Each election cycle brings out a batch of former lawmakers seeking their old jobs, and the gambit can sometimes work. Fifteen current House members returned to office after leaving due to defeat for reelection or in a bid for higher office. But they represent only a fraction of ex-House members who have tried for comebacks.
Trying to win election to the House after previously being rejected by voters can be a tough sell, said former Rep. Bob Carr. The Michigan Democrat was first elected to the House in 1974 as part of the large and formidable “Watergate baby” class. But Carr lost his Lansing-area seat in 1980 to Republican rival James Dunn, 50.6% to 49.4%, with President Ronald Reagan cleaning up at the top of the ticket.
Carr quickly pledged to try to return to Congress but was careful about how he approached voters, he told the Washington Examiner. Carr’s district had been altered ahead of the 1982 midterm elections, as happened in 44 states going into this year’s elections.
“It’s very tough to try to campaign with a message that the voters have made a mistake. I had to be very careful about my message,” Carr said. “I just assumed the responsibility and accepted the blame, in the old part of the district. In the new part of the district, I could campaign anyway I wanted.”

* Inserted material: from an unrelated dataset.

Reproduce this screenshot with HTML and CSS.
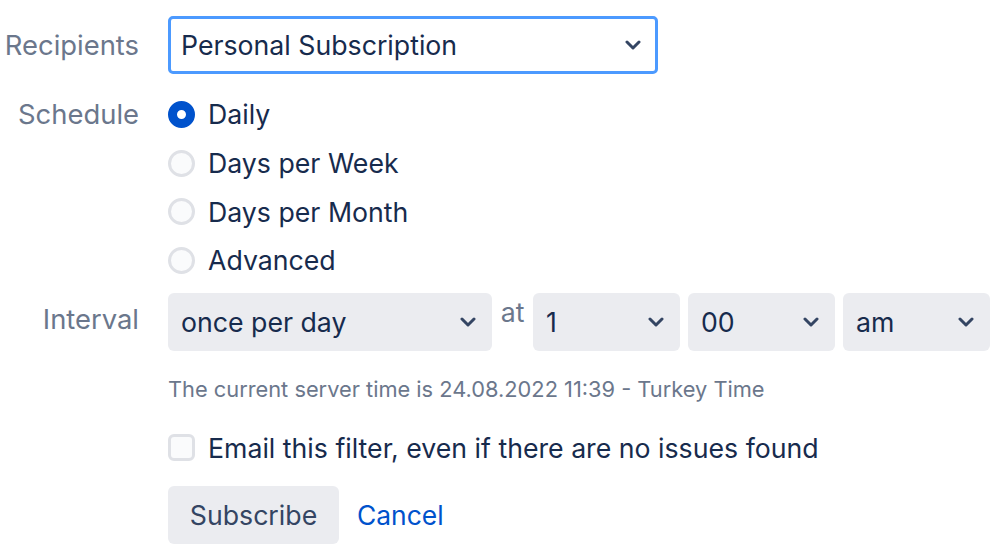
FILE: index.html
```html
<!DOCTYPE html>
<html>
<head>
<meta charset="utf-8">
<link rel="stylesheet" href="styles.css">
</head>
<body>
<form class="form">
  <div class="row row-recipients">
    <div class="label">Recipients</div>
    <div class="select select-focus select-recipients">
      <span>Personal Subscription</span>
      <svg class="chev" width="16" height="10" viewBox="0 0 16 10"><path d="M2 2 L8 8 L14 2" fill="none" stroke="#344563" stroke-width="3" stroke-linecap="round" stroke-linejoin="round"/></svg>
    </div>
  </div>

  <div class="row row-schedule">
    <div class="label label-top">Schedule</div>
    <div class="radios">
      <div class="radio-item"><span class="radio checked"></span><span>Daily</span></div>
      <div class="radio-item"><span class="radio"></span><span>Days per Week</span></div>
      <div class="radio-item"><span class="radio"></span><span>Days per Month</span></div>
      <div class="radio-item"><span class="radio"></span><span>Advanced</span></div>
    </div>
  </div>

  <div class="row row-interval">
    <div class="label label-interval">Interval</div>
    <div class="interval">
      <div class="select select-once"><span>once per day</span>
        <svg class="chev" width="16" height="10" viewBox="0 0 16 10"><path d="M2 2 L8 8 L14 2" fill="none" stroke="#344563" stroke-width="3" stroke-linecap="round" stroke-linejoin="round"/></svg>
      </div>
      <span class="at">at</span>
      <div class="select select-small"><span>1</span>
        <svg class="chev" width="16" height="10" viewBox="0 0 16 10"><path d="M2 2 L8 8 L14 2" fill="none" stroke="#344563" stroke-width="3" stroke-linecap="round" stroke-linejoin="round"/></svg>
      </div>
      <div class="select select-small"><span>00</span>
        <svg class="chev" width="16" height="10" viewBox="0 0 16 10"><path d="M2 2 L8 8 L14 2" fill="none" stroke="#344563" stroke-width="3" stroke-linecap="round" stroke-linejoin="round"/></svg>
      </div>
      <div class="select select-small"><span>am</span>
        <svg class="chev" width="16" height="10" viewBox="0 0 16 10"><path d="M2 2 L8 8 L14 2" fill="none" stroke="#344563" stroke-width="3" stroke-linecap="round" stroke-linejoin="round"/></svg>
      </div>
    </div>
  </div>

  <div class="row row-help">
    <div class="label"></div>
    <div class="help">The current server time is 24.08.2022 11:39 - Turkey Time</div>
  </div>

  <div class="row row-check">
    <div class="label"></div>
    <div class="check-item"><span class="checkbox"></span><span>Email this filter, even if there are no issues found</span></div>
  </div>

  <div class="row row-buttons">
    <div class="label"></div>
    <div class="buttons">
      <button type="button" class="btn">Subscribe</button>
      <a class="link" href="#">Cancel</a>
    </div>
  </div>
</form>
</body>
</html>
```

FILE: styles.css
```css
html, body {
  margin: 0;
  padding: 0;
  background: #ffffff;
}

body {
  font-family: Inter, "Noto Sans", "Liberation Sans", sans-serif;
  font-size: 26.7px;
  color: #172b4d;
}

.form {
  display: flex;
  flex-direction: column;
  padding-top: 16px;
}

.row {
  display: flex;
  align-items: center;
}

.label {
  width: 139px;
  flex: none;
  margin-right: 29px;
  text-align: right;
  color: #6b778c;
  font-size: 27.4px;
  white-space: nowrap;
}

.label-top {
  align-self: flex-start;
  line-height: 48px;
}

.label-interval {
  margin-top: -5px;
}

.select {
  box-sizing: border-box;
  height: 58px;
  display: flex;
  align-items: center;
  justify-content: space-between;
  padding: 0 16px 0 13px;
  background: #ebecf0;
  border-radius: 6px;
  color: #172b4d;
}

.select-focus {
  background: #ffffff;
  border: 3px solid #4c9aff;
  border-radius: 5px;
  padding: 0 14px 0 10px;
}

.select-recipients {
  width: 490px;
}

.chev {
  flex: none;
}

.row-schedule {
  margin-top: 16px;
  align-items: flex-start;
}

.radios {
  display: flex;
  flex-direction: column;
}

.radio-item {
  height: 48.7px;
  display: flex;
  align-items: center;
  gap: 13px;
}

.radio {
  box-sizing: border-box;
  width: 27px;
  height: 27px;
  border-radius: 50%;
  border: 3px solid #dfe1e6;
  background: #fafbfc;
  flex: none;
}

.radio.checked {
  border: 9px solid #0052cc;
  background: #ffffff;
}

.row-interval {
  margin-top: 8px;
}

.interval {
  display: flex;
  align-items: flex-start;
  gap: 8px;
}

.select-once {
  width: 324px;
}

.select-small {
  width: 147px;
}

.at {
  width: 25px;
  line-height: 1;
  margin-top: 6px;
  color: #6b778c;
  text-align: center;
}

.row-help {
  margin-top: 26px;
}

.help {
  font-size: 21.8px;
  line-height: 24px;
  color: #6b778c;
}

.row-check {
  margin-top: 32px;
}

.check-item {
  display: flex;
  align-items: center;
  gap: 13px;
  height: 30px;
}

.checkbox {
  box-sizing: border-box;
  width: 27px;
  height: 27px;
  border: 3px solid #dfe1e6;
  background: #fafbfc;
  border-radius: 6px;
  flex: none;
}

.row-buttons {
  margin-top: 23px;
}

.buttons {
  display: flex;
  align-items: center;
  gap: 18px;
}

.btn {
  box-sizing: border-box;
  height: 58px;
  width: 171px;
  border: none;
  border-radius: 6px;
  background: #ebecf0;
  color: #344563;
  font-family: inherit;
  font-size: 26.7px;
  padding: 0;
}

.link {
  color: #0052cc;
  text-decoration: none;
  font-size: 26.4px;
}
```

The strategy worked, with Carr winning the 1982 rematch with Dunn 51.4% to 47.5%. Carr’s second House stint lasted 12 years, during which he became chairman of the Appropriations Subcommittee on Transportation. Carr was the unsuccessful Michigan Democratic Senate nominee in 1994 during the “Republican revolution” wave year.
The 2022 election cycle is likely to include at least one comeback success story for a former House member, Ryan Zinke, the Republican nominee in Montana’s new 1st Congressional District.
Zinke won what was then Montana’s sole House district in 2014 (due to population growth, the state is now gaining a second seat.) In March 2017, Zinke became then-President Donald Trump’s interior secretary in what turned out to be a rocky tenure. The department’s inspector general investigated Zinke over travel expenses, including pricey flights; he denied any wrongdoing but resigned after less than two years in Trump’s Cabinet amid a wave of negative headlines.
Now the GOP nominee in Montana, Zinke is favored against the Democratic nominee in Montana’s 1st Congressional District, Monica Tranel, a former Olympic rower and attorney.
The chances for political redemption are dicier for former Rep. Bruce Poliquin, the GOP nominee for Maine’s 2nd Congressional seat. Poliquin represented the sprawling northern Maine congressional district, the largest east of the Mississippi River, for four years. But in 2018, Poliquin lost to Democratic challenger Jared Golden.
Golden has often voted against House Democratic leadership, a not-so-surprising move since the largely rural district backed Trump in 2020 over President Joe Biden. The Golden-Poliquin rematch is effectively a toss-up two months out from Election Day and will be a political barometer of which party controls the House in January 2023 and beyond.
The toughest general election comeback bid to come is in New York, where former Democratic Rep. Max Rose is running against the Republican lawmaker who ousted him in 2020 after a single, two-year term, Rep. Nicole Malliotakis. Rose originally jumped into the race when the district, taking in Staten Island and parts of Brooklyn, was drawn by Democratic state legislators to favor their party. The idea was to give Democrats a likely 22-4 edge in New York’s House delegation.
But a state court threw out the Democratic-drawn lines, scrambling the Empire State’s congressional map and giving Republican candidates the chance to win several more seats. Malliotakis was a big beneficiary, with Staten Island already a Republican redoubt and the new district lines tilting the Brooklyn section of the district to more conservative-leaning areas, such as Bensonhurst. All of which makes Rose’s path back to Congress thornier.